Introduction to Deep Learning · HIT

Week 7   Part II · Training Infrastructure

Regularization & Generalization

Instructor lesson plan: lecture (3 h) and practice (2 h).

Learning objectives

🎓Lecture · 3 hours

0:00–0:1010 minRecap & retrievalOpen with two quick questions on last week's material (retrieval practice), then state this week's objectives.
0:10–0:2515 minMotivationFitting the training set is easy; generalizing is the actual job.
0:25–1:1045 minOverfitting and capacity
  • Training error always improves; the test error is what matters.
  • Overfitting shows as a widening gap between low training loss and higher validation loss.
  • Capacity (width, depth) and dataset size set how easily a model overfits.
  • The bias-variance trade-off: too simple underfits, too complex overfits.
1:10–1:2010 minBreak
1:20–2:0545 minRegularizers
  • Weight decay (L2) penalizes large weights, reducing variance.
  • Dropout randomly zeros activations during training (off at eval), forcing redundancy.
  • Early stopping halts when the validation metric stops improving.
  • Data augmentation enlarges the effective training set; apply it to the training split only.
2:05–2:3530 minLive demo (predict, then run)Ask the class to predict what happens to the validation curve after dropout is added, before running the regularized model. Force a model to overfit, then close the train/validation gap with dropout, weight decay, and augmentation.
2:35–2:5015 minWrap-up & practice previewRevisit the misconception and concept checks below, recap the takeaways, and preview the practice lesson.
2:50–3:0010 minBuffer & questions
Common misconception to confront.

Students often think: Low training loss means the model is good.
Set it straight: Low training loss with high validation loss is overfitting; the train-minus-validation gap, not training loss, is the signal that matters.

Check for understanding (pose during the concept blocks; let students answer before revealing).
Validation loss rises while training loss keeps falling. What is happening, and one fix?
Overfitting; fix with early stopping, weight decay, dropout, or more and augmented data.
Is dropout active at evaluation time?
No: dropout is on during training and off at eval (model.eval()); the full network is used at eval.
Key takeaways.

💻Practice · 2 hours

In the practice lesson the instructor demonstrates implementations, runs code, and works through examples, using the practice notebook linked below. The weekly lab is then set as homework, where students apply this themselves.

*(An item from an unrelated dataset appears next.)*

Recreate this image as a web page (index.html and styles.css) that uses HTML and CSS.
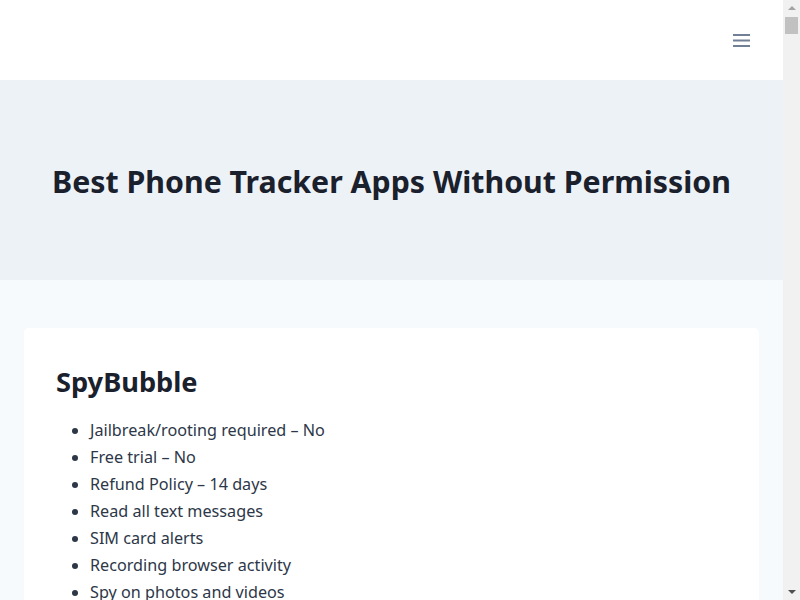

0:00–0:1010 minSetup & recapRecap the lecture's key ideas and open the working notebook.
0:10–1:0050 minInstructor demonstrations
  • Force a model to overfit and show the train-minus-validation gap.
  • Add dropout and weight decay live and watch the gap close.
1:00–1:055 minBreak
1:05–1:4540 minInstructor demonstrations (continued)
  • Demonstrate data augmentation on a few images.
1:45–2:0015 minWrap-up & lab briefSummarize the patterns shown and brief the weekly lab (homework), which students complete on their own.
Common pitfalls to pre-empt.

Open the practice notebook in Colab Curated references Lab (homework)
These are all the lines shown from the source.